Exercise prompt = Find the lines with the string "components" and return them.

↓↓↓

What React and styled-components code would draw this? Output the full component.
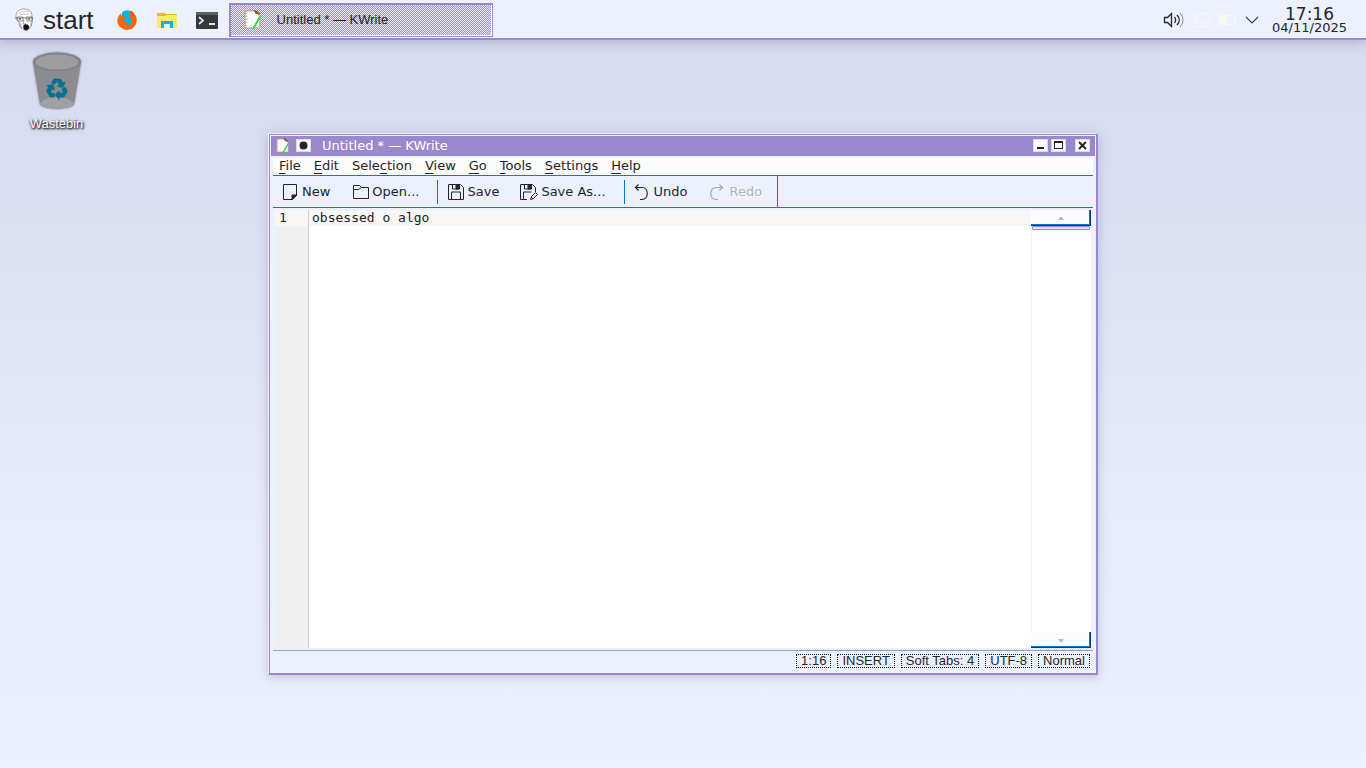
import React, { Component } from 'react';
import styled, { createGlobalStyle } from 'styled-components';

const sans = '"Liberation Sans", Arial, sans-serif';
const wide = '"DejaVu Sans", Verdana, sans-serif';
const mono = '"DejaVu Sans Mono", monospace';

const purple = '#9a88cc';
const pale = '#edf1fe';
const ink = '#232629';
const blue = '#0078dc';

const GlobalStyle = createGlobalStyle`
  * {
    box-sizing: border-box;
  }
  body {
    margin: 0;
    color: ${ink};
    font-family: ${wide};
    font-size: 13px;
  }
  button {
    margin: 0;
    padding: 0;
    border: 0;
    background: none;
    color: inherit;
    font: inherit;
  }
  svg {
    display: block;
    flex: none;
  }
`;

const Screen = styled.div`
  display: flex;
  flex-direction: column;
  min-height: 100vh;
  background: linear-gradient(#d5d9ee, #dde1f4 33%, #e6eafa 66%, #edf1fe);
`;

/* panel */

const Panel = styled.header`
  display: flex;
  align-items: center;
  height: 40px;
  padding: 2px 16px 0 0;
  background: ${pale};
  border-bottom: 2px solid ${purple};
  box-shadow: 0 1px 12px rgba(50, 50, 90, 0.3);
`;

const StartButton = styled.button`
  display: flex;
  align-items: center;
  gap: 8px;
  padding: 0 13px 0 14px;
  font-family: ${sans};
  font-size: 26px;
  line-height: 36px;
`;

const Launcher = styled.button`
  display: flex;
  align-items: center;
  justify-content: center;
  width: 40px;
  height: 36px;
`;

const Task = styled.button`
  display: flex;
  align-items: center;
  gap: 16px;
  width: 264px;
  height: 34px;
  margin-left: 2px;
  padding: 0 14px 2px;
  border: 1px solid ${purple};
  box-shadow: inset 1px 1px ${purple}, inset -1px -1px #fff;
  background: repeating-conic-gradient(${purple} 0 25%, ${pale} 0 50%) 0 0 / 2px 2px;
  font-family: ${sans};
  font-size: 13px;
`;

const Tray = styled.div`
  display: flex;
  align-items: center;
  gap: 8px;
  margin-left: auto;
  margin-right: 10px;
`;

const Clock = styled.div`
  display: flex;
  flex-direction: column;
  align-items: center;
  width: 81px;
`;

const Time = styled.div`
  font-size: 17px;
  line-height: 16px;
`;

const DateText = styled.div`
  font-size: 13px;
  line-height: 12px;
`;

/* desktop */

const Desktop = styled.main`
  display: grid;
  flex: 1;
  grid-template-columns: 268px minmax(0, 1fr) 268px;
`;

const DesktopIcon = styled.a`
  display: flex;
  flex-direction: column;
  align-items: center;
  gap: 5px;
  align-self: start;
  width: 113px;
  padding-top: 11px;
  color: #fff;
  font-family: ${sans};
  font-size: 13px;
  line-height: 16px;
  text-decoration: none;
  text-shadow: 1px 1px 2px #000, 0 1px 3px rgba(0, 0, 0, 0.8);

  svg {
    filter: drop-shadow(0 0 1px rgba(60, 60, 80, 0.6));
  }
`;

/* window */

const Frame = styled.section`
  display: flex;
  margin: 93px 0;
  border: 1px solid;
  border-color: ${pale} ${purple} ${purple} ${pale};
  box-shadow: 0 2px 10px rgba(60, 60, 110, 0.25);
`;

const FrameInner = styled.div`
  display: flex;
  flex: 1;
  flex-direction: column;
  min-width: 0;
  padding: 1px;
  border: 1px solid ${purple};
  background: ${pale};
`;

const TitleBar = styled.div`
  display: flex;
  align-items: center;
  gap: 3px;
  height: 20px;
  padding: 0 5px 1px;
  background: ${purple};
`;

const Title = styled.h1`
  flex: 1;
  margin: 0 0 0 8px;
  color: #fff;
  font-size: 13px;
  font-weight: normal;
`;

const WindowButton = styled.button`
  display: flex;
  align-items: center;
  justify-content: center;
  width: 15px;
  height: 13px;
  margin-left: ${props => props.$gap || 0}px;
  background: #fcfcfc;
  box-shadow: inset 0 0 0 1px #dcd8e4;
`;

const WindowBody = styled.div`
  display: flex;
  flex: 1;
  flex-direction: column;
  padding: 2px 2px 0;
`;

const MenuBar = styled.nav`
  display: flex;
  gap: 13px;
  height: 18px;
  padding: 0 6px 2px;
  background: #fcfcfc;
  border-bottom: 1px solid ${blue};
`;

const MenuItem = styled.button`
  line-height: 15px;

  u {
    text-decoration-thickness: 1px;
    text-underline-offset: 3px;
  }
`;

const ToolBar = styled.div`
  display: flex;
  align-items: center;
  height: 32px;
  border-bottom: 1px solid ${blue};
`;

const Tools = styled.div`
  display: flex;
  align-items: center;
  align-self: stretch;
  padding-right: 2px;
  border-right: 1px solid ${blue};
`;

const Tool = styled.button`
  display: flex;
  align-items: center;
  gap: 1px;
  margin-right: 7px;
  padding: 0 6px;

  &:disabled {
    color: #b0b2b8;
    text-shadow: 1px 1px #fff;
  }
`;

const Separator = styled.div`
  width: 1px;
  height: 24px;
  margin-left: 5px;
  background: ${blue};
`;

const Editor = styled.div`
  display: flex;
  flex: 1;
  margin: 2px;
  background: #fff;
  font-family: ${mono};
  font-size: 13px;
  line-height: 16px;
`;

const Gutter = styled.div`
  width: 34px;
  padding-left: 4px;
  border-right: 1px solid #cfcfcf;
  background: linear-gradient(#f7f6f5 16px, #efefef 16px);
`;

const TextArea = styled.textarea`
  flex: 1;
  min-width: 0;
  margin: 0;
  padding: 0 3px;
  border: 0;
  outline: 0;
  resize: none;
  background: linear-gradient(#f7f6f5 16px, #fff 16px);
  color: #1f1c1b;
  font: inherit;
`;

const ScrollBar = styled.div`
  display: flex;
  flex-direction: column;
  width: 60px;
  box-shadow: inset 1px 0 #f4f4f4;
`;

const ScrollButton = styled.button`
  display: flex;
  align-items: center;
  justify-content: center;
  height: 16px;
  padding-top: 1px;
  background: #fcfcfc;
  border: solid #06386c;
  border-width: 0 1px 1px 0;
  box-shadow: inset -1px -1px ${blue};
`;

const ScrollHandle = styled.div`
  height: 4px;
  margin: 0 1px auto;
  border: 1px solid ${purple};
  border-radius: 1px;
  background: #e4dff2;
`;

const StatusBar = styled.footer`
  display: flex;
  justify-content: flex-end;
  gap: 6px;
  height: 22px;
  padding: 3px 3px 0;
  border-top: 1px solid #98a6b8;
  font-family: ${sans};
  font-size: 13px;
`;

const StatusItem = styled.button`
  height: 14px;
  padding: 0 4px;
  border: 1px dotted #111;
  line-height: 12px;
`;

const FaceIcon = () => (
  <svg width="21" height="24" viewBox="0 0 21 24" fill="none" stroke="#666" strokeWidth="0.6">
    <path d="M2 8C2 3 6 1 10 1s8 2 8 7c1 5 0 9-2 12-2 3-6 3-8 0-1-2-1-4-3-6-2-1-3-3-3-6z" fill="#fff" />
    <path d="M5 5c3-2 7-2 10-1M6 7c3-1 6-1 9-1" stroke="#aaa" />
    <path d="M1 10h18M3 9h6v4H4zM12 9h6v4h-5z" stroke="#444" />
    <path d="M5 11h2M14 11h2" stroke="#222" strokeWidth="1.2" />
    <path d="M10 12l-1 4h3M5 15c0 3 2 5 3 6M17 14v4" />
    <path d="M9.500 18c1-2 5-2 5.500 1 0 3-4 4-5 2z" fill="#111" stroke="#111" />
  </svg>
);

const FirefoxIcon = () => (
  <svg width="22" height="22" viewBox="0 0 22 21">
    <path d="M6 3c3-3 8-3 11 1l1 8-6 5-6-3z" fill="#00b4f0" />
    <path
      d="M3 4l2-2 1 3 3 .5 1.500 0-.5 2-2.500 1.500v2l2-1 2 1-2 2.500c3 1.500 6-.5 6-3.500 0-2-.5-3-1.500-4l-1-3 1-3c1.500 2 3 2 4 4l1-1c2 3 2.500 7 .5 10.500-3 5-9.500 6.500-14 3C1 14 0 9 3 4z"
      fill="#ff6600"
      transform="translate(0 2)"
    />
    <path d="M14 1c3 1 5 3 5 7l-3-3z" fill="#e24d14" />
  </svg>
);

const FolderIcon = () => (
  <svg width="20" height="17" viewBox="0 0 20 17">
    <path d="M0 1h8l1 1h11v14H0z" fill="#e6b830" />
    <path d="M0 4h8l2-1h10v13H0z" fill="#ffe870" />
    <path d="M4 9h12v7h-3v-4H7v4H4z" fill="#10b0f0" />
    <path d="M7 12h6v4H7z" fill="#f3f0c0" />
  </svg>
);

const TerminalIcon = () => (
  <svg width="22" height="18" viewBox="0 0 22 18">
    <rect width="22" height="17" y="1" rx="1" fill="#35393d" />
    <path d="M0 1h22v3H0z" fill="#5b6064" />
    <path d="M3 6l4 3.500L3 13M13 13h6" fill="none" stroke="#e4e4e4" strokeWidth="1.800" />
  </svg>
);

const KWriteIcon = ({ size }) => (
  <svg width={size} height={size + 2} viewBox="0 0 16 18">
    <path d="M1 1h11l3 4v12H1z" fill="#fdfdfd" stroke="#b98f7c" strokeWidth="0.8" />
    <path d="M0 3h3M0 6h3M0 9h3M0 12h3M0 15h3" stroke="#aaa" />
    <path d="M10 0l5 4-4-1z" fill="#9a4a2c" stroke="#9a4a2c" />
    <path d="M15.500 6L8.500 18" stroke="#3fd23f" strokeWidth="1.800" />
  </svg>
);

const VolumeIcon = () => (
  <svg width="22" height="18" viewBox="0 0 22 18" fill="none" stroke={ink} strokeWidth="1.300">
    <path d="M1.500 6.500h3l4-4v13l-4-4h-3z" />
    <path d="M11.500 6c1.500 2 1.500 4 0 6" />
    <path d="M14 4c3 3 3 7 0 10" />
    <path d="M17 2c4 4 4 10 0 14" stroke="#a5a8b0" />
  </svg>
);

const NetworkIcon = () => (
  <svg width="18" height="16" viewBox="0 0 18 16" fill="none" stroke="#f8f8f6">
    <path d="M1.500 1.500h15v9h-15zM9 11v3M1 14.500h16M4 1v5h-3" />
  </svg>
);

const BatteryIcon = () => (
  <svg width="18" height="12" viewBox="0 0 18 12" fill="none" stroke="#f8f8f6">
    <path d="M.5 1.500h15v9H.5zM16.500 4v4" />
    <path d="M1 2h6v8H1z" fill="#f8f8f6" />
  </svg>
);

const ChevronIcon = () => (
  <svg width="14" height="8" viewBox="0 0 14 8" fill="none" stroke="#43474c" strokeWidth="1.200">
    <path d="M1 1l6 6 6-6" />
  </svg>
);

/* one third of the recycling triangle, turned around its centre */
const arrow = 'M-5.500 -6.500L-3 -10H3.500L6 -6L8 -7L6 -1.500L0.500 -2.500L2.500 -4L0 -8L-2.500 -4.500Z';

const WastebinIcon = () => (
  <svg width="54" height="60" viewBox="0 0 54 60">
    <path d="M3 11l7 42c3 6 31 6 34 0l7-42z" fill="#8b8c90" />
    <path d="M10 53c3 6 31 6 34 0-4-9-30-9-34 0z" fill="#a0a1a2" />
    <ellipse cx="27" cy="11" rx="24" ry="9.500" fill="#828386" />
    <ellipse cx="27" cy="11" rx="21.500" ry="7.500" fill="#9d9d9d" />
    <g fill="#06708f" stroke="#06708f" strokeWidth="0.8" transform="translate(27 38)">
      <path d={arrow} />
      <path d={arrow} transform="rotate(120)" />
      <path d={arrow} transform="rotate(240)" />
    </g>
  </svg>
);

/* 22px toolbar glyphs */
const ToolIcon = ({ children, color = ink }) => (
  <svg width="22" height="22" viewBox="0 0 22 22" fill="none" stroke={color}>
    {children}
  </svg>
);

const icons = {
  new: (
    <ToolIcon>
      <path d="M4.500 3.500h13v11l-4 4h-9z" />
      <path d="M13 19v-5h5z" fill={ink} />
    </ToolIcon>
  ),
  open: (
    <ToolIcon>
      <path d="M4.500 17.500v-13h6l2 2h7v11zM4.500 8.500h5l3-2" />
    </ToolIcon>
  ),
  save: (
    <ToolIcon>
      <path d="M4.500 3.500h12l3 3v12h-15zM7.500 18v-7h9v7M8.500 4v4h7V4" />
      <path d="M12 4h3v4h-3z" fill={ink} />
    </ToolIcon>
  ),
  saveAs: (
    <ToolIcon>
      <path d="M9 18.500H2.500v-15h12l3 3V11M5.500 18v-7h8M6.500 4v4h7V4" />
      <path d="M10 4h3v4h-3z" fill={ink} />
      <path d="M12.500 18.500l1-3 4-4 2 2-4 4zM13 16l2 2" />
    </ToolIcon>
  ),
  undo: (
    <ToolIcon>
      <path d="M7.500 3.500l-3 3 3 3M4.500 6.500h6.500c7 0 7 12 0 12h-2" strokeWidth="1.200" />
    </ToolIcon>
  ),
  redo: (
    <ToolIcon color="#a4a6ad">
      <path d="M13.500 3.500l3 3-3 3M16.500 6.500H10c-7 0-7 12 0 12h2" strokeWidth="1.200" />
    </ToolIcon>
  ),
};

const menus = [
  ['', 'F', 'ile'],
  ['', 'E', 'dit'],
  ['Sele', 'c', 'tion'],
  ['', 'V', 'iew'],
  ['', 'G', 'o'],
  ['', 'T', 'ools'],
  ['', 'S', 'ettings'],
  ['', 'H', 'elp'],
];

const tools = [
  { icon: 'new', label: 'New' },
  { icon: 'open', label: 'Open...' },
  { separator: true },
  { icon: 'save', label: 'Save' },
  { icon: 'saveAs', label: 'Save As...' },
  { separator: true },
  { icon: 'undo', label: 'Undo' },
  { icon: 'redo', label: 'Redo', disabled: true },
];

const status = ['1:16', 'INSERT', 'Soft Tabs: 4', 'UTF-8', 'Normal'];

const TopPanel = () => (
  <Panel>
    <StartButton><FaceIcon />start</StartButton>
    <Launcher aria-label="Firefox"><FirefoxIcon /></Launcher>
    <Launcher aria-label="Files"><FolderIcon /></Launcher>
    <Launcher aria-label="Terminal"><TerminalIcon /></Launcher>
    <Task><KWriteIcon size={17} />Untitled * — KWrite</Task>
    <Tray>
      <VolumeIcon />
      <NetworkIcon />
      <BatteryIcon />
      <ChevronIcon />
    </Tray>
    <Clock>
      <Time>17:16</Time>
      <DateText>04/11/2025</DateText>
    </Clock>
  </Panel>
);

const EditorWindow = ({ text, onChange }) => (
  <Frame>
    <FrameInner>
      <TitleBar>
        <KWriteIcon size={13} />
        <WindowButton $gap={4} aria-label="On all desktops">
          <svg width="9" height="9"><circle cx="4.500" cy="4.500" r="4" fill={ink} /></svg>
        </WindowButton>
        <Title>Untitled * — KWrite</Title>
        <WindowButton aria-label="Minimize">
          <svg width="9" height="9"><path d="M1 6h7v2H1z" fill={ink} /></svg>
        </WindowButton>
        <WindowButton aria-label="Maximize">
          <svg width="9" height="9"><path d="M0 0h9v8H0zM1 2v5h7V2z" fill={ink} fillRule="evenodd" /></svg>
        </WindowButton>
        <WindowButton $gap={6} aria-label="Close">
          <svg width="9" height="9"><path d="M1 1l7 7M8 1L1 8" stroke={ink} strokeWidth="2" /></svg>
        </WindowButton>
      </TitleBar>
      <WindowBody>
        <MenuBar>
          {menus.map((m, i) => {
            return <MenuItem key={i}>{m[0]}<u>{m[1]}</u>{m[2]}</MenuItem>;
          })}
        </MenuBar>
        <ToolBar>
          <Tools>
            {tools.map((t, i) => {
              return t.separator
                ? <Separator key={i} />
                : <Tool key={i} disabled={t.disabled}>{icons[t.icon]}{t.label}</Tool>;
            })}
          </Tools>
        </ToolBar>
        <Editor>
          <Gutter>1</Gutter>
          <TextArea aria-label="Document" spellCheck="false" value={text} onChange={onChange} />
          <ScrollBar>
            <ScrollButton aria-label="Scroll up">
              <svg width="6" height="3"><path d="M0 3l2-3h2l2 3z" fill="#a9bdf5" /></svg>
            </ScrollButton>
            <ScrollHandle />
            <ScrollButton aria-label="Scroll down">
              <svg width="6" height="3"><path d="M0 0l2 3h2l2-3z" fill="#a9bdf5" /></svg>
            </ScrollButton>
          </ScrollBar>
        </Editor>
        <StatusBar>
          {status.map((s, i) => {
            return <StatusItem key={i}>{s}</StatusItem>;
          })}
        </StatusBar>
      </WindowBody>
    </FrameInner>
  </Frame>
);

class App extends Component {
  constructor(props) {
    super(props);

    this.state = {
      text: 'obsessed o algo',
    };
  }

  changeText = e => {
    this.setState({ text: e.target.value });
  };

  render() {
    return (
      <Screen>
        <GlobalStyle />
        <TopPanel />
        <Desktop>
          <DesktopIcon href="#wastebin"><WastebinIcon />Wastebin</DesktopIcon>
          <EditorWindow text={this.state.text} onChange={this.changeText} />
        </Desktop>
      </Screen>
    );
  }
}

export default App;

↑↑↑

Result for this exercise =
What React and styled-components code would draw this? Output the full component.
import styled, { createGlobalStyle } from 'styled-components';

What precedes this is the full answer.